Uncertainties of Simulated Aerosol Direct Radiative Effect Induced by Aerosol Chemical Components: A Measurement‐Based Perspective From Urban‐Forest Transition Region in East China

Abstract

AbstractDifference and uncertainty of the aerosol radiative effects were quantified using the Santa Barbara DISORT Atmospheric Radiative Transfer model and multiple aerosol observation data sets from urban‐forest transition region. The secondary transformed carbonaceous aerosol components and biogenic secondary organic aerosol (BSOA) tracers have dominated over all other components (with a higher concentration in wet season) in terms of its impact on the aerosol radiative forcing (ARF). The averaged organic carbon (OC) and BSOA tracers increased from 13.3 ± 4.99 μg/m3, 29.5 ± 10.7 ng m−3 to 17.3 ± 4.47 μg/m3, 78.7 ± 43.7 ng m−3 in the dry and wet seasons, respectively. The corresponding root mean square errors of single scattering albedo and radiative forcing at the top of the atmosphere have increased by 8.4% and 16.9%. From the dry season to the wet season, the drastically aerosol composition and types variations caused the aerosol radiation effect reverse from cooling to heating.
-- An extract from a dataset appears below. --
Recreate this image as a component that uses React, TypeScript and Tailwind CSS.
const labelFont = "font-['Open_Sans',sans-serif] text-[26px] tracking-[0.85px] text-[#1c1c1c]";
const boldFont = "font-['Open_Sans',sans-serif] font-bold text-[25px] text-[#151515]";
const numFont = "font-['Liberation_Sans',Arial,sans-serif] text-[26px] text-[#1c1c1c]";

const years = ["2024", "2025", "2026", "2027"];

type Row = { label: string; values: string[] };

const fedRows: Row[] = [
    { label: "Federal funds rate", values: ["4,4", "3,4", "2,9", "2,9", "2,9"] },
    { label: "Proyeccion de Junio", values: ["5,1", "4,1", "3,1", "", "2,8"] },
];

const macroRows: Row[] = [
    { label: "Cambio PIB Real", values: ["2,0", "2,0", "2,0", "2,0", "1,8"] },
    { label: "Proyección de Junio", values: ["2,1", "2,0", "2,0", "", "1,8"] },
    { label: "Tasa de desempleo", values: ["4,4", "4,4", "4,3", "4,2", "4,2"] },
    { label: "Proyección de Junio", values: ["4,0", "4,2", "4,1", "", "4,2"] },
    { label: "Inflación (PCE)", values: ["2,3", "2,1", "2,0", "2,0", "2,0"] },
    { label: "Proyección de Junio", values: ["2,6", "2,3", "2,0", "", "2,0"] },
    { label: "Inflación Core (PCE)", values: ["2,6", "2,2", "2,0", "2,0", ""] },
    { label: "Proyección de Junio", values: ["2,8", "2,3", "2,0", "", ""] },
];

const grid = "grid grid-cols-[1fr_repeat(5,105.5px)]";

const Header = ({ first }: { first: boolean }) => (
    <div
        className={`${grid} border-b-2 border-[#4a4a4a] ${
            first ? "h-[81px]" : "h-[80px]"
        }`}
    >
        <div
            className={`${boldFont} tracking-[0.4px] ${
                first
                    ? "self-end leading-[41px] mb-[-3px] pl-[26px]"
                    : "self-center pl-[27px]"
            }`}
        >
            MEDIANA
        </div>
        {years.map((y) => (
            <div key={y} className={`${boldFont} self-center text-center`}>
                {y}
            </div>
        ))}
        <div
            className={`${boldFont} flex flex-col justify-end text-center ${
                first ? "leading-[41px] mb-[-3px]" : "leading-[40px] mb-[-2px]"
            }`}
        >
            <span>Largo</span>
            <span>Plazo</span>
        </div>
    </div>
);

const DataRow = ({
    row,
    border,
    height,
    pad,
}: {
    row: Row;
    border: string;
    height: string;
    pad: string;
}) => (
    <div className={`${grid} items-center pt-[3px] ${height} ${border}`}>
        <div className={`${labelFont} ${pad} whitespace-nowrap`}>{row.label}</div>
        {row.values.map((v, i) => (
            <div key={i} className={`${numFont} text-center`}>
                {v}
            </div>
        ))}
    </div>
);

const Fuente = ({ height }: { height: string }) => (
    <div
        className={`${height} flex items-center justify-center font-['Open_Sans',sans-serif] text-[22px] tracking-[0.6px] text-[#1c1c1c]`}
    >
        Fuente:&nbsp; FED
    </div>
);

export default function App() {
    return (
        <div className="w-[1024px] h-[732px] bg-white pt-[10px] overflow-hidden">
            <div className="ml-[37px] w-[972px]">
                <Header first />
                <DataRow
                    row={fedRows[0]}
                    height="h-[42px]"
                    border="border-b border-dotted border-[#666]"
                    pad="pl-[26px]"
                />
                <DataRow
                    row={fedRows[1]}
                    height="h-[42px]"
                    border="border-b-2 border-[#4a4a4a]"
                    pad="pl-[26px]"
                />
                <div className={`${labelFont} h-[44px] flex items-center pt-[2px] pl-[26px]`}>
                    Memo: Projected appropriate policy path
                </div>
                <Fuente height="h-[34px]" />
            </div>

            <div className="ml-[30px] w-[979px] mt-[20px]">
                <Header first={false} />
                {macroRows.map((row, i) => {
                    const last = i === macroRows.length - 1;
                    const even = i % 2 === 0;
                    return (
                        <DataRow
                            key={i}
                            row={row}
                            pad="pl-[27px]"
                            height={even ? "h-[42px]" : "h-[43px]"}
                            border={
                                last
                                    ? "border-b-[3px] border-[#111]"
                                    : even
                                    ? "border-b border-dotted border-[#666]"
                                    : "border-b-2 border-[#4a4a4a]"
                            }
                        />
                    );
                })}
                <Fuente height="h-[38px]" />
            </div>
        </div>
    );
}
The increase in carbonaceous aerosols and BSOA transformed by forests in the wet season weakened the cooling effects. Driven by multiple factors, such as meteorological conditions, emission sources, and the mixed state of particulate matters, the transport patterns of air masses exhibit completely opposite effects to the ARF. Affected by the source location, wet deposition rate and components residence time, the uncertainty of ARF caused by long‐distance transport of aerosols is 68% higher than that of local aerosol situations under the condition of similar aerosol composition distributions. At similar transport distances, stronger aerosol secondary transformation increases the uncertainty of ARF by 20%.